[start]

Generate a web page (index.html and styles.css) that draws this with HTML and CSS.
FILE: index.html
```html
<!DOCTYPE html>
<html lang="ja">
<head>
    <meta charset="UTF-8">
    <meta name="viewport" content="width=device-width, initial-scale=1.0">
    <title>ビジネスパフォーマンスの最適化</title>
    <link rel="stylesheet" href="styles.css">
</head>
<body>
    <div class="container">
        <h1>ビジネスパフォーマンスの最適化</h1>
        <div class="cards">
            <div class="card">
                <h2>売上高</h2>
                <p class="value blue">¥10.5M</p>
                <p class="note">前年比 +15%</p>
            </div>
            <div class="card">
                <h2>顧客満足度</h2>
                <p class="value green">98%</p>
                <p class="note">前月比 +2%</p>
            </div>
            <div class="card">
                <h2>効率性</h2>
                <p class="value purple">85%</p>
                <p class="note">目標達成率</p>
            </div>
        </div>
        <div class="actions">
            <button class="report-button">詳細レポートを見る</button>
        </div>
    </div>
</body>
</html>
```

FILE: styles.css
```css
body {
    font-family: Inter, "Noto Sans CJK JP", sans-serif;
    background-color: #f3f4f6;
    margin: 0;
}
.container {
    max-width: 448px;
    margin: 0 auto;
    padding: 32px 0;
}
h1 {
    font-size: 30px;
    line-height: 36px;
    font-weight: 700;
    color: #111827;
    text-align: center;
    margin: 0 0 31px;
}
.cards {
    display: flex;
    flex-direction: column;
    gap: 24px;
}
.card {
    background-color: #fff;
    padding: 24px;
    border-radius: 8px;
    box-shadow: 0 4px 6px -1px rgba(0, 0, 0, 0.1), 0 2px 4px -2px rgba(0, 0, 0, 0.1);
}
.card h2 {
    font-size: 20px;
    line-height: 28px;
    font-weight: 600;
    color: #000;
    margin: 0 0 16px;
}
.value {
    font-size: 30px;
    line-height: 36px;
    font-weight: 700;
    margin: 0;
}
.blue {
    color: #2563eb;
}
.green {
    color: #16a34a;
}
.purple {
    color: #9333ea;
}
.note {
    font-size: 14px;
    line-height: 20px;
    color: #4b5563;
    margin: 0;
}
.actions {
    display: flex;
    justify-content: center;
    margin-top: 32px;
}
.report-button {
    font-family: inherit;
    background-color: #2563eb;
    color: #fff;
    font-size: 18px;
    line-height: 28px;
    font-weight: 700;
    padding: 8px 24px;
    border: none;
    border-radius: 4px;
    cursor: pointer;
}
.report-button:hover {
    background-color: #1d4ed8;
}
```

[end]

* INSTRUCTION *
Check each line above for the string "styles" and show the ones that have it.

* FINAL RESULT *
Generate a web page (index.html and styles.css) that draws this with HTML and CSS.
    <link rel="stylesheet" href="styles.css">
FILE: styles.css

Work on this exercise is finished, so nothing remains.